I see following errors in the log and they seem to be occurring during boot itself. Can you please confirm that?
If yes, do you get these errors even if you disable NTB driver for the switch?

tegra-pcie 10003000.pcie-controller: PCIE: Response decoding error, signature: 10018835

I see that this error is coming only after we load the NTB driver. Currently we are loading the module using “insmod” as we are in development phase.

What about the time of the error? I mean does it come as soon as the driver is insmod’ed or just before the crash?

its just happening immediately after we load the driver during initialization of the switch only. Before the crash i see no such errors.

I think we need to understand why those errors are coming? Can you please root cause which code in the driver is causing these errors? Is the driver of the switch available with the released version of kernel code or is it some proprietary driver?
Also, what is the version of the release being used here?

We are using our proprietary driver. We are using L4T28.2.1. version.

we made few changes to disable smmu for pcie and few other devices not in use. See comment #4 dts.txt.

I will debug and find out which piece of code is causing this issue and let you know

Meanwhile, in your code base, can you please check if pci-tegra.c file has the following code?
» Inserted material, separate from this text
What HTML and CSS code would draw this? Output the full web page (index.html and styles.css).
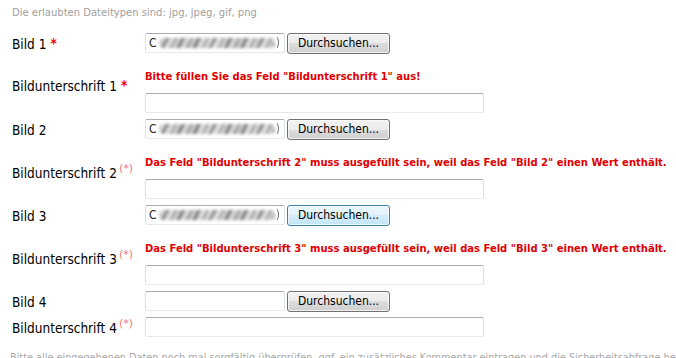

1552         /* Finally enable PCIe */
1553         val = afi_readl(pcie, AFI_CONFIGURATION);
1554         val |=  (AFI_CONFIGURATION_EN_FPCI |
1555                         AFI_CONFIGURATION_CLKEN_OVERRIDE);
1556         afi_writel(pcie, val, AFI_CONFIGURATION);

Particularly “AFI_CONFIGURATION_CLKEN_OVERRIDE” part.